Pretender como se pretende capturar el cambio en un diseño y subordinarlo a la gestión y al control de un proyecto es de una simpleza tal que, incomprensiblemente, sigue pasando desapercibida en muchas organizaciones que dicen querer transformarse. La practicidad con la que se suele investir la concepción lineal de algunos procesos de cambio ha demostrado, una y otra vez, ser la aproximación menos práctica y el principal escollo al cambio pretendido.

Lisa Adams

El cambio no se construye y con ello no se infravalora ni se desdeña la importancia de diseñar el proceso de cambio o de, como suele decirse, elaborar una “arquitectura” para el cambio. Tan sólo se advierte de que el propósito de este diseño no debe ser el de construir, el de erigir un andamiaje sobre el que edificar, siguiendo concienzudamente las instrucciones del plano y valiéndose de las personas como operarias en la materialización del cambio.

El cambio se ha de cultivar, es decir, su diseño y arquitectura han de estar enfocadas a proveer del sustrato y crear las condiciones necesarias para que emerja de las propias personas. Cultivar es eso: preparar el terreno, sembrar, proveer de nutrientes y prestar mucha atención a aquellas variables que favorecen o, por el contrario, pueden entorpecen el proceso natural de desarrollo.

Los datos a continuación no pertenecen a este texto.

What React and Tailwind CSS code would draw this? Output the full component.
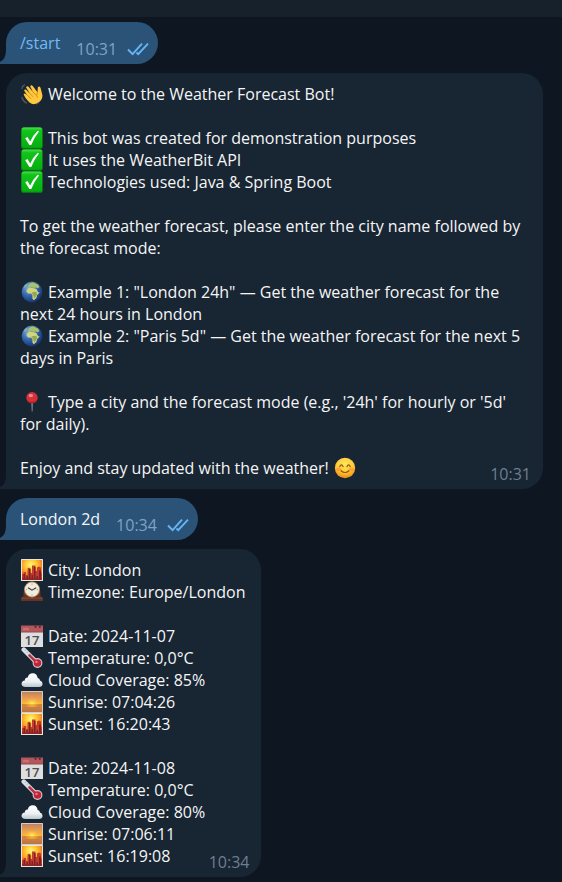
function Svg({ label, children }) {
  return (
    <svg role="img" aria-label={label} viewBox="0 0 22 22" className="mr-[5px] ml-px inline-block size-[22px] align-top">
      {children}
    </svg>
  );
}

function Wave() {
  return (
    <Svg label="Waving hand">
      <g fill="none" stroke="#46525c" strokeWidth="1.5" strokeLinecap="round">
        <path d="M1 5.5Q1.2 3 3.5 2M19 17Q18 19.8 15.5 20.8M1 14.5Q2 18.5 5.5 20" />
      </g>
      <path d="M8.5 19.5C5 16 3.5 13.5 2.6 11.2Q3.3 9.8 5 11.2L6.4 12.4 3.2 7.7Q3.5 6 5.1 6.8L9 10.7 5.1 4.5Q5.7 2.6 7.5 3.8L12 9 9.2 3.4Q10 1.6 11.7 2.9L16.5 9.3 16.8 4.4Q18.1 2.4 19.5 4.8L21.3 11.4Q22 16.5 18 19 13 23 8.5 19.5Z" fill="#ffc83d" />
      <path d="M6.4 12.4 9.8 15.5M9 10.7 12 13.6M12 9 14.8 12M16.5 9.3Q14.6 12.4 16.4 14.4" fill="none" stroke="#d88716" strokeWidth=".9" strokeLinecap="round" />
    </Svg>
  );
}

function Check() {
  return (
    <Svg label="Check">
      <defs>
        <linearGradient id="green" x2="0" y2="1">
          <stop stopColor="#4be04b" />
          <stop offset=".15" stopColor="#12c41c" />
          <stop offset="1" stopColor="#06ae0e" />
        </linearGradient>
      </defs>
      <rect x=".1" y=".2" width="21.6" height="21.6" rx="2.6" fill="#078a10" />
      <rect x=".7" y=".6" width="20.4" height="20.2" rx="2.2" fill="url(#green)" />
      <path d="M4.2 11.3 6.5 10.1 9.2 14.4Q12 8.2 16.8 3.8L18 4.4Q13.2 10.2 10.3 17.9L8.4 18Z" fill="#fff" />
    </Svg>
  );
}

function Globe() {
  return (
    <Svg label="Globe">
      <defs>
        <radialGradient id="sea" cx=".35" cy=".3" r=".75">
          <stop stopColor="#86b4dc" />
          <stop offset=".5" stopColor="#3568ae" />
          <stop offset="1" stopColor="#12306c" />
        </radialGradient>
      </defs>
      <circle cx="11" cy="11" r="10.4" fill="url(#sea)" />
      <path d="M7 4.2Q8.4 1.8 12 1.2L17 3.4 18.5 6 16.8 7.2 14.5 6.5 12.5 7 10.5 5.8 8 6.8Z" fill="#a9c26a" />
      <path d="M6.2 8.3Q8.8 6.3 11.3 7.1L15.2 7.7 17.2 11.2 18.8 11.4 16.2 14 15.4 16.9 12.8 19.2 11.5 17.8 11.4 14 10.1 12.5 6.9 12.4 5.4 10.3Z" fill="#d3d47e" />
      <path d="M10.5 11.2 15.5 10.8 16 13.8 13.4 17.5 12 14Z" fill="#8fa956" />
      <path d="M2.5 6.5Q4 3.6 6.5 2.5L6 4.5 4 6.6Z" fill="#8eb5a0" />
    </Svg>
  );
}

function Pin() {
  return (
    <Svg label="Pin">
      <path d="M10.2 10h1.8l-.4 10.5h-.9Z" fill="#7e878f" />
      <circle cx="11" cy="6.8" r="5.7" fill="#d5303c" />
      <path d="M5.9 9.2A5.7 5.7 0 0 0 16.3 8.7Q11 13 5.9 9.2" fill="#a91d2d" />
      <ellipse cx="9.8" cy="4.6" rx="2.3" ry="1.6" fill="#f58a87" />
    </Svg>
  );
}

function Smile() {
  return (
    <Svg label="Smile">
      <defs>
        <radialGradient id="face" cx=".5" cy=".3" r=".7">
          <stop stopColor="#ffe65c" />
          <stop offset=".6" stopColor="#ffc936" />
          <stop offset="1" stopColor="#ed8a13" />
        </radialGradient>
      </defs>
      <circle cx="11" cy="11" r="10.2" fill="url(#face)" />
      <ellipse cx="4.8" cy="12.3" rx="2.6" ry="1.9" fill="#ff8b32" opacity=".6" />
      <ellipse cx="17.2" cy="12.3" rx="2.6" ry="1.9" fill="#ff8b32" opacity=".6" />
      <path d="M5.8 9.6Q7.4 6.2 9 9.6M13 9.6Q14.6 6.2 16.2 9.6M7 13.8Q11 17.2 15 13.8" fill="none" stroke="#8a540d" strokeWidth="1.2" strokeLinecap="round" />
    </Svg>
  );
}

function Sunset() {
  return (
    <Svg label="City sunset">
      <defs>
        <radialGradient id="dusk" cx=".45" cy=".25" r=".8">
          <stop stopColor="#fff58a" />
          <stop offset=".25" stopColor="#ffd93f" />
          <stop offset=".55" stopColor="#f9a229" />
          <stop offset="1" stopColor="#d9481f" />
        </radialGradient>
      </defs>
      <rect width="22" height="22" rx=".6" fill="#efe3d8" />
      <path d="M1 1h20v20H1Z" fill="url(#dusk)" />
      <path d="M1 21v-6h1.5v-2H5v3h1.5V9.5L8 8.5l1.5 1V14H11V6.5h3.5V12H16V8.5l2-1 2 1V14h1v7Z" fill="#c43c2b" />
      <path d="M2.5 21v-6H4v6ZM5.5 21v-4H7v4ZM8 21V10h1.5v11ZM10.5 21v-5H12v5ZM13 21V8h1.5v13ZM15.5 21v-4H17v4ZM18 21v-9.500h2V21Z" fill="#7d2028" />
      <path d="M1 19h20v2H1Z" fill="#8c2428" opacity=".7" />
    </Svg>
  );
}

function Clock() {
  return (
    <Svg label="Clock">
      <path d="M0 20v-3.500l2.500-1.500V11Q3 9 4 8q.5-7.500 7-7.500T18 8q1 1 1.500 3v4l2.500 1.500V20Z" fill="#633327" />
      <path d="M1 17.200h20" stroke="#8a4b37" strokeWidth="1" />
      <circle cx="11" cy="8.500" r="7.900" fill="#b9986c" />
      <circle cx="11" cy="8.500" r="7" fill="#f1ebdc" />
      <path d="M7 6.700 11 9.200l4.200-2.400" fill="none" stroke="#373536" strokeWidth="1.100" />
      <path d="M11 2.700v1M11 13.500v1M5.100 8.600h1M15.900 8.600h1" stroke="#8a8074" strokeWidth=".8" />
    </Svg>
  );
}

function Calendar() {
  return (
    <Svg label="Calendar, 17">
      <path d="M0 5h22v17H0Z" fill="#dedede" />
      <path d="M0 .5h22v6.500H0Z" fill="#b4565b" />
      <path d="M0 6.700h22v.8H0Z" fill="#93454b" />
      <path d="M3 3v2.400M5 2.600v2.800M7 3v2.400" stroke="#e09a9c" strokeWidth=".8" />
      <circle cx="14.500" cy="1.800" r="1.100" fill="#542a32" />
      <circle cx="18.800" cy="1.800" r="1.100" fill="#542a32" />
      <text x="11" y="19.500" textAnchor="middle" fontSize="13" fontWeight="600" fill="#4d4d50">17</text>
    </Svg>
  );
}

function Thermometer() {
  return (
    <Svg label="Thermometer">
      <path d="m2.800 2.700 13 13" stroke="#d9e0e5" strokeWidth="4.600" strokeLinecap="round" />
      <circle cx="16.500" cy="16" r="4.900" fill="#c9cfd6" />
      <path d="m8.500 8.400 8 8" stroke="#c22b3b" strokeWidth="2.600" strokeLinecap="round" />
      <circle cx="16.500" cy="16" r="3.800" fill="#c6233a" />
      <path d="m5.200 2.500-1 1M7.200 4.500l-1 1M9.200 6.500l-1 1M11.200 8.500l-1 1" stroke="#747d85" strokeWidth=".8" />
      <circle cx="15.500" cy="14.900" r="1.200" fill="#f07a88" />
    </Svg>
  );
}

function Cloud() {
  return (
    <Svg label="Cloud">
      <defs>
        <linearGradient id="mist" x2="0" y2="1">
          <stop stopColor="#fff" />
          <stop offset=".6" stopColor="#edf1f4" />
          <stop offset="1" stopColor="#b9c6cf" />
        </linearGradient>
      </defs>
      <path d="M4.600 18Q.5 17.800.5 14.800.8 11.800 3.800 11.400 3.800 8.600 6.700 8.500 8 4.200 11.800 4.300 16 4.400 16.700 8.900 18.800 9 19 11.500 21.600 12.200 21.600 14.900 21.300 17.800 18 18Z" fill="url(#mist)" />
    </Svg>
  );
}

function Sunrise() {
  return (
    <Svg label="Sunrise">
      <defs>
        <linearGradient id="sky" x2="0" y2="1">
          <stop stopColor="#c08163" />
          <stop offset=".4" stopColor="#f0a548" />
          <stop offset=".58" stopColor="#fbb437" />
          <stop offset=".62" stopColor="#dc8a34" />
          <stop offset="1" stopColor="#b5744b" />
        </linearGradient>
        <radialGradient id="glow">
          <stop stopColor="#fff07a" />
          <stop offset=".3" stopColor="#ffd449" stopOpacity=".9" />
          <stop offset="1" stopColor="#ffb938" stopOpacity="0" />
        </radialGradient>
      </defs>
      <rect width="22" height="22" rx=".6" fill="#dccabf" />
      <path d="M1 1h20v20H1Z" fill="url(#sky)" />
      <path d="m11 5 .7 5 4.300-3-3 4 7 1.500H2L9 11 6 7l4.300 3Z" fill="#ffcb56" opacity=".45" />
      <ellipse cx="11" cy="12.500" rx="8" ry="5" fill="url(#glow)" />
      <path d="M1 14h20M3 16.500h16" stroke="#c97b35" strokeWidth=".6" />
    </Svg>
  );
}

function Ticks() {
  return (
    <svg role="img" aria-label="Read" viewBox="0 0 22 14" className="h-3.5 w-[22px]">
      <path d="m1 7.500 4.600 4.600L15 1.600M9.500 10.500l1.700 1.600L21 1.600" fill="none" stroke="#64b5f5" strokeWidth="1.900" />
    </svg>
  );
}

function Tail({ className }) {
  return (
    <svg aria-hidden="true" viewBox="0 0 6 14" className={`absolute bottom-0 -left-1.5 h-3.5 w-1.5 ${className}`}>
      <path d="M6 0Q6 9 0 12V14H6Z" fill="currentColor" />
    </svg>
  );
}

function Sent({ time, children }) {
  return (
    <article className="relative flex w-fit rounded-[21px] rounded-bl-none bg-[#2b5378] py-2.5 pr-[9px] pl-3.5">
      <Tail className="text-[#2b5378]" />
      <p className="mr-4">{children}</p>
      <footer className="-mb-1.5 flex items-center gap-2.5 pt-1.5 text-[#7ea3c6]">
        <time>{time}</time>
        <Ticks />
      </footer>
    </article>
  );
}

function Received({ time, children }) {
  return (
    <article className="relative w-fit rounded-[21px] rounded-bl-none bg-[#182533] py-2.5 pr-4 pl-3.5">
      <Tail className="text-[#182533]" />
      {children}
      <time className="absolute right-3 bottom-1 text-[#6d7f8f]">{time}</time>
    </article>
  );
}

function Day({ date, cloud, sunrise, sunset }) {
  return (
    <section className="mt-[22px]">
      <p><Calendar />Date: {date}</p>
      <p><Thermometer />Temperature: 0,0°C</p>
      <p><Cloud />Cloud Coverage: {cloud}</p>
      <p><Sunrise />Sunrise: {sunrise}</p>
      <p><Sunset />Sunset: {sunset}</p>
    </section>
  );
}

export default function App() {
  return (
    <div className="min-h-screen bg-[#0e1621] font-['Open_Sans','Noto_Sans',sans-serif] text-base leading-[22px] text-[#f5f5f5]">
      <header className="h-[17px] bg-[#17212b]" />
      <main className="flex flex-col gap-[9px] pt-[5px] pr-[19px] pb-1 pl-1.5">
        <Sent time="10:31"><a href="#start" className="text-[#73b9f5]">/start</a></Sent>
        <Received time="10:31">
          <p><Wave />Welcome to the Weather Forecast Bot!</p>
          <ul className="my-[22px]">
            <li><Check />This bot was created for demonstration purposes</li>
            <li><Check />It uses the WeatherBit API</li>
            <li><Check />Technologies used: Java &amp; Spring Boot</li>
          </ul>
          <p>To get the weather forecast, please enter the city name followed by the forecast mode:</p>
          <div className="my-[22px]">
            <p><Globe />Example 1: "London 24h" — Get the weather forecast for the next 24 hours in London</p>
            <p><Globe />Example 2: "Paris 5d" — Get the weather forecast for the next 5 days in Paris</p>
          </div>
          <p><Pin />Type a city and the forecast mode (e.g., '24h' for hourly or '5d' for daily).</p>
          <p className="mt-[22px]">Enjoy and stay updated with the weather! <Smile /></p>
        </Received>
        <Sent time="10:34">London 2d</Sent>
        <Received time="10:34">
          <p><Sunset />City: London</p>
          <p><Clock />Timezone: Europe/London</p>
          <Day date="2024-11-07" cloud="85%" sunrise="07:04:26" sunset="16:20:43" />
          <Day date="2024-11-08" cloud="80%" sunrise="07:06:11" sunset="16:19:08" />
        </Received>
      </main>
    </div>
  );
}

Como ya advierte el dicho, por mucho tirar de la planta esta no crecerá antes, cultivar conlleva dejar hacer y confianza en que si las condiciones son óptimas el proceso de transformación se desarrollará inevitablemente, a su tiempo. Cultivar supone capacidad de espera y paciencia.

Pero el cultivo también comporta una consciencia de las propias limitaciones, de que el cambio no depende sólo de quien lo proyecta sino que se muestra a través de los propósitos y actuaciones de aquellas personas que lo llevan a cabo y de que, por lo tanto, cualquier proceso de transformación llevará la impronta de esas personas.

La autoconsciencia, la comprensión y el respeto por la genética organizativa y la capacidad de integrarla en el diseño inicial forman parte también de la relación de capacidades que se requieren para gestionar el cambio.